Material provided

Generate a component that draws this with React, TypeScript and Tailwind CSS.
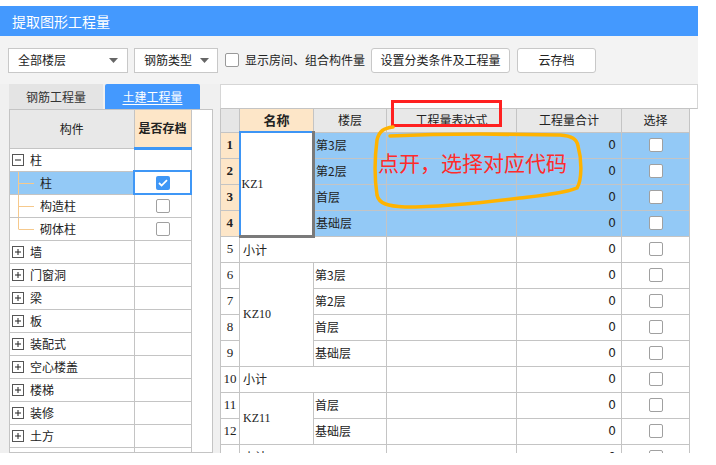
import React from 'react';

// one row in the left component tree
type TreeRow = { label: string; kind: 'parent-open' | 'parent' | 'child'; selected?: boolean; checked?: boolean; last?: boolean };

const treeRows: TreeRow[] = [
  { label: '柱', kind: 'parent-open' },
  { label: '柱', kind: 'child', selected: true, checked: true },
  { label: '构造柱', kind: 'child' },
  { label: '砌体柱', kind: 'child', last: true },
  { label: '墙', kind: 'parent' },
  { label: '门窗洞', kind: 'parent' },
  { label: '梁', kind: 'parent' },
  { label: '板', kind: 'parent' },
  { label: '装配式', kind: 'parent' },
  { label: '空心楼盖', kind: 'parent' },
  { label: '楼梯', kind: 'parent' },
  { label: '装修', kind: 'parent' },
  { label: '土方', kind: 'parent' },
  { label: '基础', kind: 'parent' },
];

type Group = { name: string; floors: string[]; hl?: boolean };

const groups: Group[] = [
  { name: 'KZ1', floors: ['第3层', '第2层', '首层', '基础层'], hl: true },
  { name: 'KZ10', floors: ['第3层', '第2层', '首层', '基础层'] },
  { name: 'KZ11', floors: ['首层', '基础层'] },
];

const Caret = () => (
  <svg width="9" height="5" viewBox="0 0 9 5" className="shrink-0">
    <path d="M0 0h9L4.5 5z" fill="#666" />
  </svg>
);

const Box: React.FC<{ checked?: boolean }> = ({ checked }) =>
  checked ? (
    <span className="inline-flex w-[14px] h-[14px] rounded-[2px] bg-[#3f97f6] items-center justify-center align-middle">
      <svg width="10" height="8" viewBox="0 0 10 8">
        <path d="M1 4l2.6 2.6L9 1.2" stroke="#fff" strokeWidth="1.8" fill="none" />
      </svg>
    </span>
  ) : (
    <span className="inline-block w-[14px] h-[14px] rounded-[2px] border border-[#a0a0a0] bg-white align-middle" />
  );

const PlusMinus: React.FC<{ open?: boolean }> = ({ open }) => (
  <svg width="12" height="12" viewBox="0 0 12 12" className="shrink-0">
    <rect x="0.5" y="0.5" width="11" height="11" fill="#fff" stroke="#555" />
    <path d="M3 6h6" stroke="#222" />
    {!open && <path d="M6 3v6" stroke="#222" />}
  </svg>
);

const cell = 'border border-[#c4c4c4] p-0';
const serif = { fontFamily: '"Liberation Serif", "Noto Sans CJK SC", serif' };
const num = { fontFamily: '"DejaVu Sans", sans-serif' };

export default function App() {
  let n = 0;
  const body: React.ReactNode[] = [];
  groups.forEach((g, gi) => {
    g.floors.forEach((f, i) => {
      n += 1;
      const bg = g.hl ? 'bg-[#93c9f6]' : 'bg-white';
      body.push(
        <tr key={`${gi}-${i}`} className="h-[26px]">
          <td
            className={`${cell} text-center text-[13px] ${g.hl ? 'bg-[#fde6c8] font-bold' : 'bg-white'}`}
            style={serif}
          >
            {n}
          </td>
          {i === 0 && (
            <td
              rowSpan={g.floors.length}
              className={
                g.hl
                  ? 'bg-white border-t-2 border-l-2 border-t-[#3d95f5] border-l-[#3d95f5] border-r-[3px] border-b-[3px] border-r-[#7a7a7a] border-b-[#7a7a7a] pl-[1px] text-[12px]'
                  : `${cell} bg-white pl-[3px] text-[12px]`
              }
              style={serif}
            >
              {g.name}
            </td>
          )}
          <td className={`${cell} ${bg} pl-[1px]`}>{f}</td>
          <td className={`${cell} ${bg}`} />
          <td className={`${cell} ${bg} text-right pr-[5px]`} style={num}>
            0
          </td>
          <td className={`${cell} ${bg} text-center leading-none`}>
            <Box />
          </td>
        </tr>
      );
    });
    n += 1;
    body.push(
      <tr key={`sub-${gi}`} className="h-[26px]">
        <td className={`${cell} text-center text-[13px] bg-white`} style={serif}>
          {n}
        </td>
        <td colSpan={2} className={`${cell} bg-white pl-[3px]`}>
          小计
        </td>
        <td className={`${cell} bg-white`} />
        <td className={`${cell} bg-white text-right pr-[5px]`} style={num}>
          0
        </td>
        <td className={`${cell} bg-white text-center leading-none`}>
          <Box />
        </td>
      </tr>
    );
  });

  return (
    <div
      className="relative w-[716px] h-[465px] overflow-hidden bg-white text-[#222] text-[12px]"
      style={{ fontFamily: '"Noto Sans CJK SC", "Noto Sans", sans-serif' }}
    >
      {/* sliver of the window behind */}
      <div className="h-[6px] bg-white" />

      <div className="w-[698px]">
        <div className="h-[30px] bg-[#4499fe] flex items-center pl-[12px] text-white text-[14px]">提取图形工程量</div>

        {/* toolbar */}
        <div className="h-[48px] bg-[#f3f3f3] flex items-center pl-[8px]">
          <div className="w-[120px] h-[25px] bg-white border border-[#c8c8c8] flex items-center justify-between pl-[9px] pr-[9px]">
            <span>全部楼层</span>
            <Caret />
          </div>
          <div className="ml-[6px] w-[84px] h-[25px] bg-white border border-[#c8c8c8] flex items-center justify-between pl-[9px] pr-[8px]">
            <span>钢筋类型</span>
            <Caret />
          </div>
          <span className="ml-[7px] w-[14px] h-[14px] border border-[#999] rounded-[2px] bg-white" />
          <span className="ml-[6px]">显示房间、组合构件量</span>
          <button className="ml-[6px] w-[139px] h-[25px] bg-white border border-[#c8c8c8] rounded-[3px]">设置分类条件及工程量</button>
          <button className="ml-[7px] w-[79px] h-[25px] bg-white border border-[#c8c8c8] rounded-[3px]">云存档</button>
        </div>

        {/* body */}
        <div className="h-[369px] bg-[#f0f0f0] flex overflow-hidden">
          <div className="pl-[9px] w-[213px] flex flex-col min-h-0">
            <div className="flex h-[25px] shrink-0">
              <div className="w-[94px] bg-[#e4e4e4] flex items-center justify-center text-[#333]">钢筋工程量</div>
              <div className="ml-[2px] w-[95px] bg-[#4499fe] rounded-t-[2px] flex items-center justify-center text-white underline underline-offset-2">
                土建工程量
              </div>
            </div>
            <div className="flex-1 min-h-0 bg-white border border-[#c4c4c4] flex overflow-hidden">
              <table className="border-collapse table-fixed w-[181px] self-start">
                <colgroup>
                  <col className="w-[124px]" />
                  <col className="w-[57px]" />
                </colgroup>
                <thead>
                  <tr className="h-[38px]">
                    <th className="border-r border-b border-[#c4c4c4] bg-[#e8e8e8] font-normal">构件</th>
                    <th className="border-r border-[#c4c4c4] border-b-[3px] border-b-[#3f97f6] bg-[#fde6c8] font-bold">是否存档</th>
                  </tr>
                </thead>
                <tbody>
                  {treeRows.map((r, i) => (
                    <tr key={i} className="h-[23px]">
                      <td className={`border-r border-b border-[#c4c4c4] p-0 ${r.selected ? 'bg-[#93c9f6]' : ''}`}>
                        {r.kind === 'child' ? (
                          <div className="flex items-center h-[22px] pl-[8px]">
                            <svg width="16" height="22" viewBox="0 0 16 22" className="shrink-0">
                              <path d={r.last ? 'M0.5 0v11' : 'M0.5 0v22'} stroke="#f6c98c" />
                              <path d="M0.5 11.5H16" stroke="#f6c98c" />
                            </svg>
                            <span className="ml-[6px]">{r.label}</span>
                          </div>
                        ) : (
                          <div className="flex items-center h-[22px] pl-[2px]">
                            <PlusMinus open={r.kind === 'parent-open'} />
                            <span className="ml-[6px]">{r.label}</span>
                          </div>
                        )}
                      </td>
                      <td
                        className={`p-0 text-center leading-none ${
                          r.selected ? 'border-2 border-[#3f97f6]' : 'border-r border-b border-[#c4c4c4]'
                        }`}
                      >
                        {r.kind === 'child' && <Box checked={r.checked} />}
                      </td>
                    </tr>
                  ))}
                </tbody>
              </table>
            </div>
          </div>

          {/* right table */}
          <div className="ml-[7px] w-[478px] flex flex-col min-h-0">
            <div className="h-[25px] shrink-0 bg-white border border-[#d6d6d6] border-b-[#c4c4c4]" />
            <div className="flex-1 min-h-0 bg-white overflow-hidden">
              <table className="border-collapse table-fixed w-[469px]">
                <colgroup>
                  <col className="w-[19px]" />
                  <col className="w-[74px]" />
                  <col className="w-[73px]" />
                  <col className="w-[130px]" />
                  <col className="w-[105px]" />
                  <col className="w-[68px]" />
                </colgroup>
                <thead>
                  <tr className="h-[23px]">
                    <th className={`${cell} border-t-0 bg-[#e6e6e6]`} />
                    <th className={`${cell} border-t-0 bg-[#fde6c8] font-bold text-[13px]`}>名称</th>
                    <th className={`${cell} border-t-0 bg-[#e8e8e8] font-normal`}>楼层</th>
                    <th className={`${cell} border-t-0 bg-[#e8e8e8] font-normal`}>工程量表达式</th>
                    <th className={`${cell} border-t-0 bg-[#e8e8e8] font-normal`}>工程量合计</th>
                    <th className={`${cell} border-t-0 bg-[#e8e8e8] font-normal`}>选择</th>
                  </tr>
                </thead>
                <tbody>{body}</tbody>
              </table>
            </div>
          </div>
        </div>
      </div>

      {/* hand-drawn annotations over the table */}
      <div className="absolute left-[391px] top-[100px] w-[111px] h-[27px] border-[3px] border-[#ff2020] pointer-events-none" />
      <svg className="absolute left-0 top-0 pointer-events-none" width="716" height="465" viewBox="0 0 716 465">
        <path
          d="M393 127 C384 128 379 131 377 140 C375 155 374 175 377 195 C379 204 388 206 405 207 C440 207 480 203 520 198 C545 195 565 193 577 188 C582 180 582 160 578 146 C577 139 572 136 560 135 L480 134 C440 134 410 135 390 136"
          stroke="#ffb300"
          strokeWidth="3.5"
          fill="none"
          strokeLinecap="round"
          strokeLinejoin="round"
        />
      </svg>
      <div className="absolute left-[378px] top-[152px] text-[21px] leading-none text-[#ff2b2b] pointer-events-none">
        点开，选择对应代码
      </div>
    </div>
  );
}
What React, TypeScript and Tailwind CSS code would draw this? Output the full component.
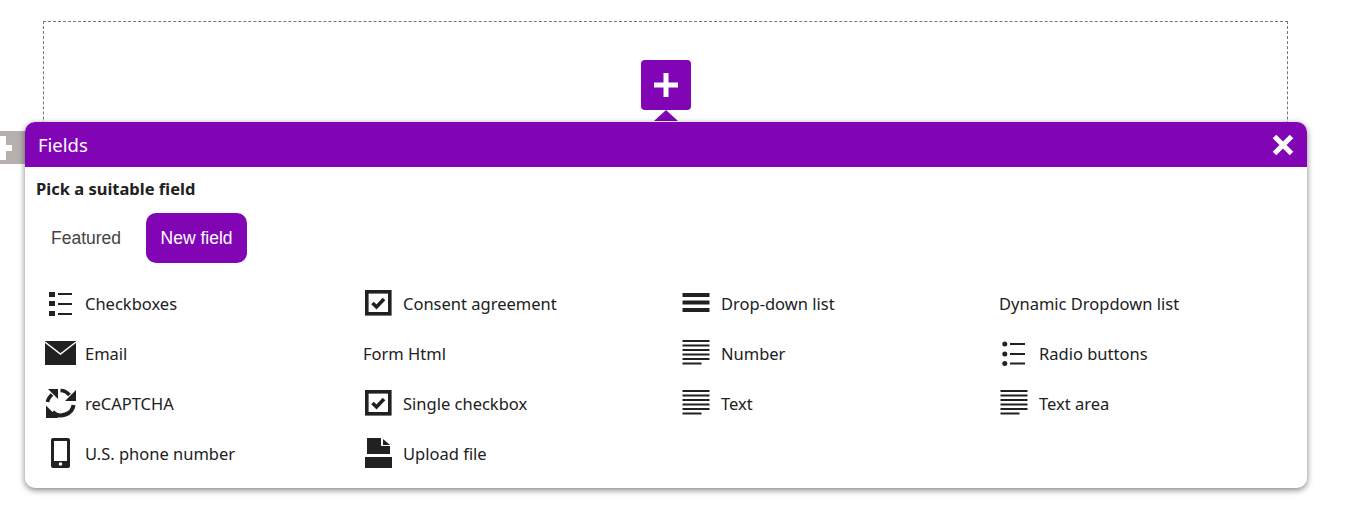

Task instructions
Only the lines from the start of the records to the one containing "string; kind: 'parent-open'" should be repeated, exactly and with both ends kept; drop any pictures.

Exercise result
Generate a component that draws this with React, TypeScript and Tailwind CSS.
import React from 'react';

// one row in the left component tree
type TreeRow = { label: string; kind: 'parent-open' | 'parent' | 'child'; selected?: boolean; checked?: boolean; last?: boolean };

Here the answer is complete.